American mathematician

Birge Katharina Huisgen-Zimmermann is a mathematician at University of California, Santa Barbara specializing in representation theory and ring theory.

==Life and career==
Huisgen-Zimmerman was born in Germany. Her father was the chemistry professor Rolf Huisgen. She received her Ph.D. from Ludwig-Maximilians-Universität München in 1974 under the supervision of Friedrich Kasch. Huisgen-Zimmerman received her habilitation from Technical University of Munich in 1979, and stayed on the faculty at the Technical University of Munich until 1981. She became a researcher at the Deutsche Forschungsgemeinschaft, a faculty member at the University of Iowa, and a professor with a personal chair at the University of Passau, before moving to Santa Barbara in 1987.

==Awards and honors==

In 2012, Huisgen-Zimmerman became a fellow of the American Mathematical Society.

==Selected publications==
- Zimmermann-Huisgen, Birge: Pure submodules of direct products of free modules.

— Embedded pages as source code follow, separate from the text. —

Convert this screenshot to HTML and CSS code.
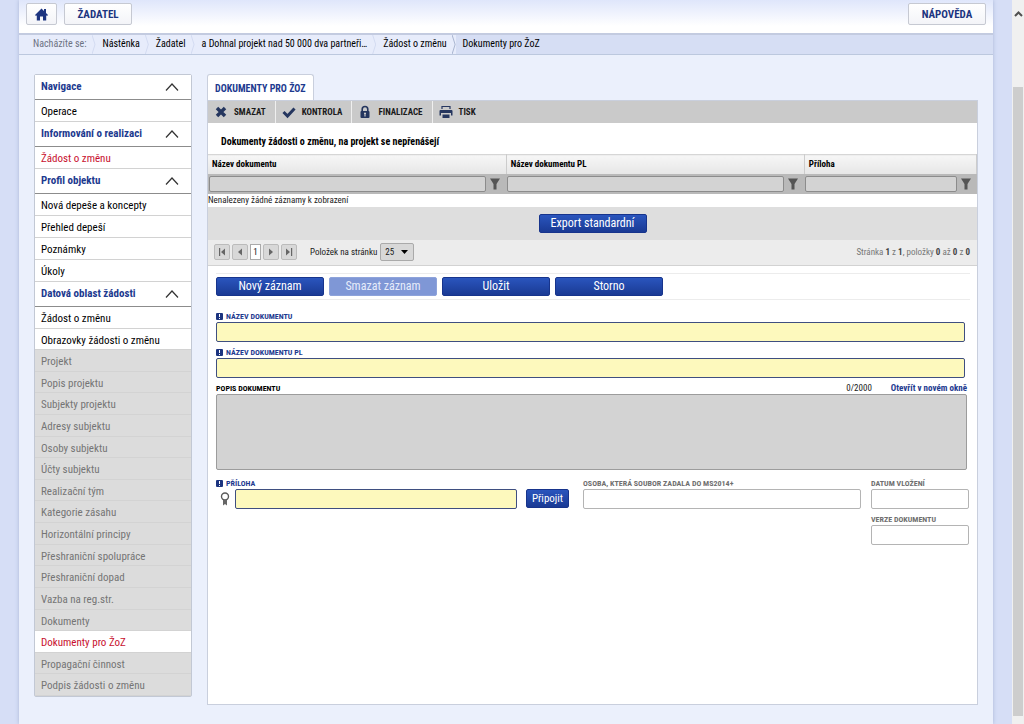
FILE: index.html
```html
<!DOCTYPE html>
<html lang="cs">
<head>
<meta charset="utf-8">
<title>Dokumenty pro ŽoZ</title>
<link rel="stylesheet" href="styles.css">
</head>
<body>
<div class="page">
  <header class="topbar">
    <button class="top-btn top-btn--home" type="button" aria-label="Domů">
      <svg width="13" height="13" viewBox="0 0 13 13"><path fill="#1c3480" d="M6.500 0.500L9 3V1h2v4l2 2-1 1-0.800-0.700V12.500H8V8.500H5v4H1.800V7.300L1 8 0 7z"/></svg>
    </button>
    <button class="top-btn top-btn--main" type="button">ŽADATEL</button>
    <button class="top-btn top-btn--help" type="button">NÁPOVĚDA</button>
  </header>
  <nav class="crumbs" aria-label="Drobečková navigace">
    <span class="crumb crumb--label">Nacházíte se:</span>
    <a class="crumb" href="#">Nástěnka</a>
    <a class="crumb" href="#">Žadatel</a>
    <a class="crumb" href="#">a Dohnal projekt nad 50 000 dva partneři…</a>
    <a class="crumb crumb--end" href="#">Žádost o změnu</a>
    <span class="crumb crumb--current">Dokumenty pro ŽoZ</span>
  </nav>
  <main class="main">
    <nav class="side" aria-label="Navigace">
      <button class="side-head" type="button">Navigace<svg width="14" height="8" viewBox="0 0 14 8"><path d="M1 7.500L7 1l6 6.500"/></svg></button>
      <ul class="side-list"><li><a href="#">Operace</a></li></ul>
      <button class="side-head" type="button">Informování o realizaci<svg width="14" height="8" viewBox="0 0 14 8"><path d="M1 7.500L7 1l6 6.500"/></svg></button>
      <ul class="side-list"><li class="is-active"><a href="#">Žádost o změnu</a></li></ul>
      <button class="side-head" type="button">Profil objektu<svg width="14" height="8" viewBox="0 0 14 8"><path d="M1 7.500L7 1l6 6.500"/></svg></button>
      <ul class="side-list">
        <li><a href="#">Nová depeše a koncepty</a></li>
        <li><a href="#">Přehled depeší</a></li>
        <li><a href="#">Poznámky</a></li>
        <li><a href="#">Úkoly</a></li>
      </ul>
      <button class="side-head" type="button">Datová oblast žádosti<svg width="14" height="8" viewBox="0 0 14 8"><path d="M1 7.500L7 1l6 6.500"/></svg></button>
      <ul class="side-list side-list--long">
        <li><a href="#">Žádost o změnu</a></li>
        <li><a href="#">Obrazovky žádosti o změnu</a></li>
        <li class="is-off"><a href="#">Projekt</a></li>
        <li class="is-off"><a href="#">Popis projektu</a></li>
        <li class="is-off"><a href="#">Subjekty projektu</a></li>
        <li class="is-off"><a href="#">Adresy subjektu</a></li>
        <li class="is-off"><a href="#">Osoby subjektu</a></li>
        <li class="is-off"><a href="#">Účty subjektu</a></li>
        <li class="is-off"><a href="#">Realizační tým</a></li>
        <li class="is-off"><a href="#">Kategorie zásahu</a></li>
        <li class="is-off"><a href="#">Horizontální principy</a></li>
        <li class="is-off"><a href="#">Přeshraniční spolupráce</a></li>
        <li class="is-off"><a href="#">Přeshraniční dopad</a></li>
        <li class="is-off"><a href="#">Vazba na reg.str.</a></li>
        <li class="is-off"><a href="#">Dokumenty</a></li>
        <li class="is-active"><a href="#">Dokumenty pro ŽoZ</a></li>
        <li class="is-off"><a href="#">Propagační činnost</a></li>
        <li class="is-off"><a href="#">Podpis žádosti o změnu</a></li>
      </ul>
    </nav>
    <section class="content">
      <h1 class="tab">DOKUMENTY PRO ŽOZ</h1>
      <div class="panel">
        <div class="tools">
          <button class="tool" type="button"><svg width="14" height="14" viewBox="0 0 14 14"><path d="M3 3l8 8M11 3l-8 8" stroke="#25365f" stroke-width="3.500"/></svg>SMAZAT</button>
          <button class="tool" type="button"><svg width="14" height="14" viewBox="0 0 14 14"><path d="M1.500 7l4 4L12.500 3.500" fill="none" stroke="#25365f" stroke-width="3"/></svg>KONTROLA</button>
          <button class="tool" type="button"><svg width="14" height="14" viewBox="0 0 14 14"><path d="M4.200 7V4.300a2.800 2.800 0 0 1 5.600 0V7" fill="none" stroke="#25365f" stroke-width="1.600"/><rect x="2.500" y="6" width="9" height="7" rx="1" fill="#25365f"/><path d="M7 7.500v4M6 8.500h2" stroke="#cacaca" stroke-width="1.200"/></svg>FINALIZACE</button>
          <button class="tool" type="button"><svg width="14" height="14" viewBox="0 0 14 14"><path d="M3 4V1.500h8V4" fill="none" stroke="#25365f" stroke-width="1.200"/><path fill="#25365f" d="M1.500 5h11a1 1 0 0 1 1 1v4.500H12V8H2v2.500H.5V6a1 1 0 0 1 1-1zM3.500 9.500h7V13h-7z"/></svg>TISK</button>
        </div>
        <h2 class="title">Dokumenty žádosti o změnu, na projekt se nepřenášejí</h2>
        <table class="grid">
          <thead>
            <tr><th class="col-wide">Název dokumentu</th><th class="col-wide">Název dokumentu PL</th><th>Příloha</th></tr>
          </thead>
          <tbody>
            <tr class="filters">
              <td><div class="filter"><input type="text" aria-label="Filtr Název dokumentu"><button type="button" aria-label="Filtrovat"><svg width="10" height="12" viewBox="0 0 10 12"><path d="M0 0.500h10L6.500 6v5.500h-3V6z"/></svg></button></div></td>
              <td><div class="filter"><input type="text" aria-label="Filtr Název dokumentu PL"><button type="button" aria-label="Filtrovat"><svg width="10" height="12" viewBox="0 0 10 12"><path d="M0 0.500h10L6.500 6v5.500h-3V6z"/></svg></button></div></td>
              <td><div class="filter"><input type="text" aria-label="Filtr Příloha"><button type="button" aria-label="Filtrovat"><svg width="10" height="12" viewBox="0 0 10 12"><path d="M0 0.500h10L6.500 6v5.500h-3V6z"/></svg></button></div></td>
            </tr>
            <tr><td class="empty" colspan="3">Nenalezeny žádné záznamy k zobrazení</td></tr>
          </tbody>
        </table>
        <div class="export"><button class="btn" type="button">Export standardní</button></div>
        <div class="pager">
          <div class="pages">
            <button class="page-btn" type="button" aria-label="První"><svg width="8" height="8" viewBox="0 0 8 8"><path d="M1 0h1.200v8H1zM7 0.500v7L3 4z"/></svg></button>
            <button class="page-btn" type="button" aria-label="Předchozí"><svg width="8" height="8" viewBox="0 0 8 8"><path d="M6 0.500v7L2 4z"/></svg></button>
            <span class="page-now">1</span>
            <button class="page-btn" type="button" aria-label="Další"><svg width="8" height="8" viewBox="0 0 8 8"><path d="M2 0.500v7L6 4z"/></svg></button>
            <button class="page-btn" type="button" aria-label="Poslední"><svg width="8" height="8" viewBox="0 0 8 8"><path d="M6 0h1.200v8H6zM1 0.500v7L5 4z"/></svg></button>
          </div>
          <label for="size">Položek na stránku</label>
          <div class="select"><select id="size"><option>25</option></select><svg width="7" height="4" viewBox="0 0 7 4"><path d="M0 0h7L3.500 4z"/></svg></div>
          <p class="range">Stránka <b>1</b> z <b>1</b>, položky <b>0</b> až <b>0</b> z <b>0</b></p>
        </div>
        <div class="actions">
          <button class="btn" type="button">Nový záznam</button>
          <button class="btn" type="button" disabled>Smazat záznam</button>
          <button class="btn" type="button">Uložit</button>
          <button class="btn" type="button">Storno</button>
        </div>
        <form class="form">
          <div class="field field--req">
            <label for="name"><svg width="7" height="7" viewBox="0 0 7 7"><rect width="7" height="7" rx="1" fill="#1c3480"/><path d="M3.500 1v3M3.500 5v1" stroke="#fff"/></svg>NÁZEV DOKUMENTU</label>
            <input id="name" type="text">
          </div>
          <div class="field field--req">
            <label for="namepl"><svg width="7" height="7" viewBox="0 0 7 7"><rect width="7" height="7" rx="1" fill="#1c3480"/><path d="M3.500 1v3M3.500 5v1" stroke="#fff"/></svg>NÁZEV DOKUMENTU PL</label>
            <input id="namepl" type="text">
          </div>
          <div class="field field--area">
            <div class="area-head"><label for="desc">POPIS DOKUMENTU</label><span class="count">0/2000</span><a href="#">Otevřít v novém okně</a></div>
            <textarea id="desc"></textarea>
          </div>
          <div class="row">
            <div class="field field--req field--file">
              <label for="file"><svg width="7" height="7" viewBox="0 0 7 7"><rect width="7" height="7" rx="1" fill="#1c3480"/><path d="M3.500 1v3M3.500 5v1" stroke="#fff"/></svg>PŘÍLOHA</label>
              <div class="file">
                <svg width="10" height="14" viewBox="0 0 10 14"><circle cx="5" cy="4.500" r="3.500" fill="none" stroke="#5a5a5a" stroke-width="1.400"/><path d="M3 8h4v5.500L5 12l-2 1.500z" fill="#666"/></svg>
                <input id="file" type="text">
                <button class="btn btn--small" type="button">Připojit</button>
              </div>
            </div>
            <div class="field field--person"><label for="person">OSOBA, KTERÁ SOUBOR ZADALA DO MS2014+</label><input id="person" type="text" readonly></div>
            <div class="stack">
              <div class="field"><label for="date">DATUM VLOŽENÍ</label><input id="date" type="text" readonly></div>
              <div class="field"><label for="ver">VERZE DOKUMENTU</label><input id="ver" type="text" readonly></div>
            </div>
          </div>
        </form>
      </div>
    </section>
  </main>
</div>
<div class="scroll" aria-hidden="true">
  <svg width="9" height="6" viewBox="0 0 9 6"><path d="M1 5l3.500-3.500L8 5"/></svg>
  <div class="thumb"></div>
</div>
</body>
</html>
```
FILE: styles.css
```css
* { box-sizing: border-box; }

body {
  margin: 0;
  min-height: 100vh;
  display: flex;
  background: #d6def6;
  color: #1a1a1a;
  font: 11px/14px "Roboto Condensed", "Liberation Sans Narrow", Roboto, sans-serif;
}

button, input, textarea, select { font: inherit; color: inherit; margin: 0; }
button { cursor: pointer; padding: 0; }
a { color: inherit; text-decoration: none; }
h1, h2, p, ul { margin: 0; padding: 0; }
ul { list-style: none; }

.page {
  flex: 1;
  min-width: 0;
  margin: 0 19px;
  display: flex;
  flex-direction: column;
  background: #ebf0fc;
  box-shadow: 0 0 4px #a9b6d6;
}

.topbar {
  display: flex;
  gap: 7px;
  height: 33px;
  padding: 3px 7px 8px;
  background: linear-gradient(#dfe6fb, #fff 26px);
}

.top-btn {
  padding-top: 2px;
  border: 1px solid #c6c9d2;
  border-radius: 2px;
  background: linear-gradient(#fff, #f3f4f8);
  color: #1c3480;
  font-weight: bold;
}
.top-btn svg { display: block; margin: 0 auto; }
.top-btn--home { width: 31px; padding-top: 0; }
.top-btn--main { width: 68px; }
.top-btn--help { width: 78px; margin-left: auto; }

.crumbs {
  display: flex;
  height: 22px;
  background: #d6def4;
  border-top: 2px solid #c3cbe0;
  border-bottom: 1px solid #bcc8de;
  font-size: 10px;
  line-height: 18px;
}
.crumb {
  display: flex;
  padding: 0 7px;
  background: #e7ecfb;
  color: #000;
}
.crumb--label { padding-left: 14px; color: #6d7383; }
.crumb--current { background: none; }
.crumb:not(.crumb--current)::after {
  content: "";
  width: 4px;
  margin: 0 -7px 0 5px;
  background: #d3dbf1;
  clip-path: polygon(0 0, 25% 0, 100% 50%, 25% 100%, 0 100%, 75% 50%);
}
.crumb.crumb--end::after { background: #a9b5d0; }

.main {
  flex: 1;
  display: flex;
  align-items: flex-start;
  gap: 15px;
  padding: 19px 15px;
}

.side {
  width: 158px;
  border: 1px solid #c2c8d4;
  border-radius: 2px;
  background: #fff;
}
.side-head {
  display: flex;
  align-items: center;
  justify-content: space-between;
  width: 100%;
  height: 25px;
  padding: 0 12px 0 6px;
  border: 0;
  border-bottom: 1px solid #8c8c8c;
  background: #fff;
  color: #1d3a8f;
  font-weight: bold;
}
.side-head path { fill: none; stroke: #333; stroke-width: 1.2; }
.side-list { display: grid; grid-auto-rows: minmax(min-content, 1fr); color: #000; }
.side-list li { border-bottom: 1px solid #d2d2d2; }
.side-list a { display: block; padding: 5px 6px 2px; }
.side-list--long { min-height: 389px; }
.side-list--long a { padding-bottom: 1px; }
.side-list .is-off { background: #dcdcdc; color: #757575; border-color: #d3d3d3; }
.side-list .is-active { color: #c8102e; }

.content {
  flex: 1;
  min-width: 0;
  align-self: stretch;
  display: flex;
  flex-direction: column;
}
.tab {
  align-self: flex-start;
  padding: 7px 7px 4px;
  border: 1px solid #c9cfdd;
  border-bottom: 0;
  border-radius: 3px 3px 0 0;
  background: #fff;
  color: #1d3a8f;
  font-size: 10px;
  line-height: 14px;
}
.panel { flex: 1; border: 1px solid #c9cfdd; background: #fff; }

.tools { display: flex; height: 22px; background: #cacaca; }
.tool {
  display: flex;
  align-items: center;
  gap: 6px;
  padding: 0 9px 0 6px;
  border: 0;
  border-right: 1px solid #efefef;
  background: none;
  font-size: 9px;
  font-weight: bold;
}
.tool:last-child { border: 0; }

.title { padding: 12px 13px 5px; color: #000; font-size: 10px; line-height: 14px; }

.grid { width: 100%; border-collapse: collapse; table-layout: fixed; }
.grid th {
  height: 19px;
  padding: 0 4px;
  border-top: 1px solid #d6d6d6;
  border-right: 1px solid #ccc;
  background: linear-gradient(#f6f6f6, #e6e6e6);
  color: #000;
  font-size: 9px;
  text-align: left;
}
.col-wide { width: 38.8%; }
.grid td { padding: 0; }
.filters { background: #b9b9b9; }
.filter { display: flex; align-items: center; height: 20px; padding: 0 2px 0 1px; }
.filter input {
  flex: 1;
  min-width: 0;
  height: 16px;
  border: 1px solid #8c8c8c;
  border-radius: 2px;
  background: #d3d3d3;
}
.filter button { width: 18px; border: 0; background: none; line-height: 0; }
.filter path { fill: #555; }
.grid .empty { padding: 0; font-size: 9px; line-height: 13px; }

.export {
  padding: 7px 0;
  background: #dedede;
  text-align: center;
  line-height: 0;
}
.btn {
  width: 108px;
  height: 19px;
  border: 1px solid #17348c;
  border-radius: 2px;
  background: linear-gradient(#2a55bd, #1a3a94);
  color: #fff;
  font-size: 12px;
  line-height: 17px;
}
.btn:disabled { border-color: #8ea3da; background: #7f97d6; color: #e6ecfa; }
.btn--small { width: 43px; font-size: 11px; }

.pager {
  display: flex;
  align-items: center;
  gap: 3px;
  height: 26px;
  padding: 0 7px 0 6px;
  border-bottom: 1px solid #d2d2d2;
  background: #ececec;
  font-size: 9px;
}
.pages { display: flex; gap: 2px; margin-right: 10px; }
.page-btn {
  width: 16px;
  height: 16px;
  border: 1px solid #bbb;
  border-radius: 2px;
  background: #d8d8d8;
  line-height: 0;
}
.page-btn path { fill: #666; }
.page-now { width: 11px; border: 1px solid #aaa; background: #fff; text-align: center; }
.select { display: flex; align-items: center; position: relative; }
.select select {
  appearance: none;
  width: 34px;
  height: 18px;
  padding: 0 4px;
  border: 1px solid #aaa;
  border-radius: 2px;
  background: #d8d8d8;
}
.select svg { position: absolute; right: 6px; pointer-events: none; }
.range { margin-left: auto; color: #777; }
.range b { color: #444; }

.actions {
  display: flex;
  gap: 5px;
  margin: 7px 7px 0 8px;
  padding: 3px 0;
  border: 1px solid #ececec;
  border-width: 1px 0;
}

.form { padding: 11px 8px 0; }
.field { display: flex; flex-direction: column; margin-bottom: 5px; }
.field label {
  display: flex;
  align-items: center;
  gap: 3px;
  color: #6f6f6f;
  font-size: 8px;
  line-height: 11px;
  font-weight: bold;
}
.field input {
  width: 100%;
  min-width: 0;
  height: 20px;
  border: 1px solid #b4b4b4;
  border-radius: 2px;
  background: #fff;
}
.field--req label { color: #1d3a8f; }
.field--req input { border-color: #3f4f80; background: #fdf9bd; }
.form > .field--req { margin-right: 4px; }
.field--area { margin: 0 2px 8px 0; }
.area-head { display: flex; gap: 19px; font-size: 9px; line-height: 11px; }
.area-head label { margin-right: auto; color: #000; }
.area-head a { color: #1d3a8f; font-weight: bold; }
.field textarea {
  display: block;
  width: 100%;
  height: 76px;
  border: 1px solid #9c9c9c;
  border-radius: 2px;
  background: #d3d3d3;
  resize: none;
}
.row { display: flex; align-items: flex-start; }
.field--file { flex: 353; margin-right: 14px; }
.file { display: flex; align-items: center; padding-left: 4px; }
.file input { flex: 1; margin: 0 9px 0 5px; }
.field--person { flex: 278; margin-right: 10px; }
.stack { width: 98px; }

.scroll {
  display: flex;
  flex-direction: column;
  width: 12px;
  height: 100vh;
  padding: 11px 1px 8px;
  background: #f0f0f0;
}
.scroll svg { margin: 0 auto; flex: none; }
.scroll path { fill: none; stroke: #505050; stroke-width: 2; }
.thumb { flex: 1; margin-top: 70px; background: #cdcdcd; }
```
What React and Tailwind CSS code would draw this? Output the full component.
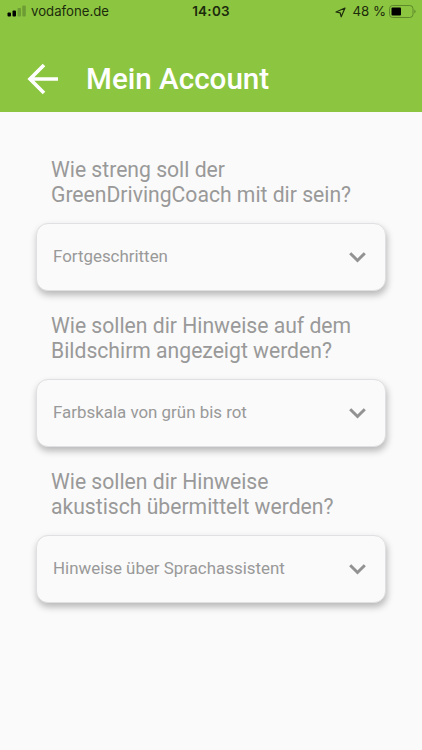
import React from 'react';

const questions = [
  { lines: ['Wie streng soll der', 'GreenDrivingCoach mit dir sein?'], value: 'Fortgeschritten' },
  { lines: ['Wie sollen dir Hinweise auf dem', 'Bildschirm angezeigt werden?'], value: 'Farbskala von grün bis rot' },
  { lines: ['Wie sollen dir Hinweise', 'akustisch übermittelt werden?'], value: 'Hinweise über Sprachassistent' },
];

const StatusBar = () => {
  return (
    <div className="h-6 pl-[7px] pr-[6px] grid grid-cols-[1fr_auto_1fr] items-center font-['Inter',sans-serif] text-[13px] text-[#1c2b0c]">
      <div className="flex items-center gap-[5px]">
        <svg className="-mt-px" width="19" height="12" viewBox="0 0 19 12">
          <rect x="0.500" y="7.500" width="3.500" height="4" rx="1" fill="#000" />
          <rect x="5.500" y="5.500" width="3.500" height="6" rx="1" fill="#000" />
          <rect x="10.500" y="3" width="3.500" height="8.500" rx="1" fill="#6d9c35" />
          <rect x="15.300" y="0.500" width="3.500" height="11" rx="1" fill="#6d9c35" />
        </svg>
        <span className="text-[13.200px]">vodafone.de</span>
      </div>
      <span className="-mt-px -ml-px text-[13.500px] font-semibold tracking-[0.250px]">14:03</span>
      <div className="flex items-center justify-end">
        <svg className="mr-[6px]" width="11" height="11" viewBox="0 0 11 11" fill="none" stroke="currentColor" strokeWidth="1.200" strokeLinejoin="round">
          <path d="M10 1 6.200 9.800 5.200 5.800 1 5z" />
        </svg>
        <span className="mr-[3px] text-[13.300px]">48 %</span>
        <svg className="-mt-px" width="27" height="13" viewBox="0 0 27 13" fill="none">
          <rect x="0.500" y="0.500" width="23.500" height="12" rx="3.200" stroke="#5f8a2c" />
          <rect x="2.500" y="2.500" width="9.500" height="8" rx="1" fill="#000" />
          <path d="M25.300 4.500v4q1.300-.5 1.300-2t-1.300-2" fill="#5f8a2c" />
        </svg>
      </div>
    </div>
  );
};

const App = () => {
  return (
    <div className="w-full h-[750px] bg-[#fafafa] font-['Roboto',sans-serif] overflow-hidden">
      <header className="h-28 bg-[#8cc640]">
        <StatusBar />
        <div className="h-[88px] pt-5 pl-[27px] flex items-start text-white">
          <svg className="mt-[19px]" width="32" height="32" viewBox="0 0 32 32" fill="none" stroke="currentColor" strokeWidth="3.600">
            <path d="M31 16H4M17 2 3 16l14 14" />
          </svg>
          <h1 className="ml-[27px] mt-[15px] text-[29.600px] leading-10 font-medium">Mein Account</h1>
        </div>
      </header>
      <main className="px-9 pt-[45px]">
        {questions.map((q) => (
          <section key={q.value} className="h-[156px]">
            <h2 className="h-[66px] pl-[15px] text-[21.150px] leading-[25px] text-[#999]">
              {q.lines[0]}
              <br />
              {q.lines[1]}
            </h2>
            <button className="w-[350px] h-[68px] pl-4 pr-[19px] flex items-center justify-between rounded-xl border border-[#e0e0e2] bg-[#fafafa] text-[16.900px] text-[#999] shadow-[1px_4px_7px_rgba(0,0,0,0.27)]">
              <span className="-mt-px">{q.value}</span>
              <svg width="17" height="11" viewBox="0 0 17 11" fill="none" stroke="#929292" strokeWidth="3">
                <path d="m1.200 1.200 7.300 7.300 7.300-7.300" />
              </svg>
            </button>
          </section>
        ))}
      </main>
    </div>
  );
};

export default App;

Math. Ann. 224 (1976), no. 3, 233–245.
- Zimmermann-Huisgen, Birge; Zimmermann, Wolfgang: On the sparsity of representations of rings of pure global dimension zero. Trans. Amer. Math. Soc. 320 (1990), no. 2, 695–711.
- Zimmermann-Huisgen, Birge: Homological domino effects and the first finitistic dimension conjecture. Invent. Math. 108 (1992), no. 2, 369–383.
- Eklof, Paul C.; Huisgen-Zimmermann, Birge; Shelah, Saharon: Torsion modules, lattices and p-points. Bull. London Math. Soc. 29 (1997), no. 5, 547–555. arXiv preprint (For the definition of p-point see Glossary of general topology#P.)
- Huisgen-Zimmermann, Birge: Purity, algebraic compactness, direct sum decompositions, and representation type. In: Krause, H.; Ringel, C.M. (eds.) Infinite length modules (Bielefeld, 1998), 331–367, Trends Math., Birkhäuser, Basel, 2000.